L’ancien ministre du Commerce, Mohsen Hassan, a récemment partagé son analyse de la situation économique tunisienne lors d'un entretien accordé à l'Agence Tunis Afrique Presse (TAP). S'appuyant sur les dernières données de l'Institut National de la Statistique (INS) et les rapports de la Banque Mondiale, il dresse un portrait nuancé d'une économie nationale qui fait preuve de résilience mais peine à accélérer.

Selon les chiffres de l'INS, le Produit Intérieur Brut tunisien a enregistré une croissance de 1,6% au premier trimestre 2025, en comparaison avec la même période de l'année précédente. Cette performance, bien que positive, reste faible et marque, selon Mohsen Hassan, la continuité d'un rythme de croissance modeste, oscillant entre 1% et 2% par an, observé depuis 2010.

L'ancien ministre a également confronté ces données aux prévisions des institutions internationales. La Banque Mondiale anticipe une croissance de 1,9% pour l'ensemble de l'année 2025, tandis que le Fonds Monétaire International (FMI) est plus prudent avec une projection de 1,4%. Ces chiffres contrastent nettement avec l'hypothèse de 3,2% retenue par le gouvernement tunisien dans le projet de loi de finances 2025.

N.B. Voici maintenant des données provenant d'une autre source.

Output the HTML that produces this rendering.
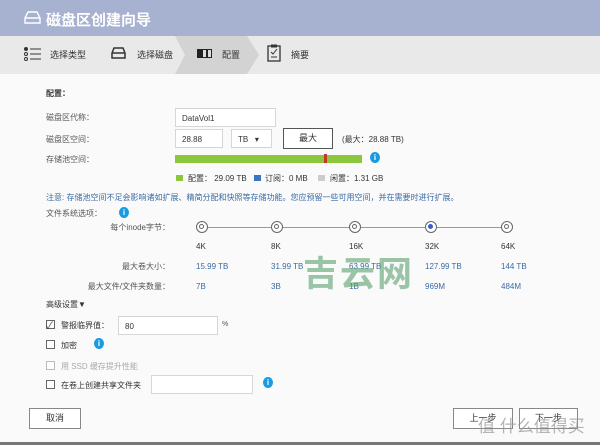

Trois secteurs moteurs de la reprise

"La croissance enregistrée au premier trimestre s'appuie principalement sur trois secteurs fondamentaux", affirme Mohsen Hassan. "L'agriculture a connu une performance remarquable avec une augmentation de 7% de sa valeur ajoutée, contribuant pour 0,59 point à la croissance globale. Cette évolution favorable est notamment due aux conditions pluviométriques exceptionnelles qui ont considérablement amélioré le remplissage des barrages." L'ancien ministre souligne également que "le secteur du BTP a enfin renoué avec une croissance positive de 3,3% après plusieurs années de contraction, ce qui constitue un signal particulièrement encourageant pour ce secteur stratégique de notre économie." Quant au tourisme, Hassan observe qu'il "confirme sa dynamique positive avec une croissance de 7% et une contribution de 0,66 point à la croissance nationale. Après avoir accueilli 10,2 millions de visiteurs en 2024, le secteur est en bonne voie pour atteindre l'objectif de 11 millions en 2025." En revanche, l'ancien ministre du Commerce déplore que "la contribution du secteur industriel demeure marginale", un constat qu'il juge préoccupant pour l'équilibre économique du pays.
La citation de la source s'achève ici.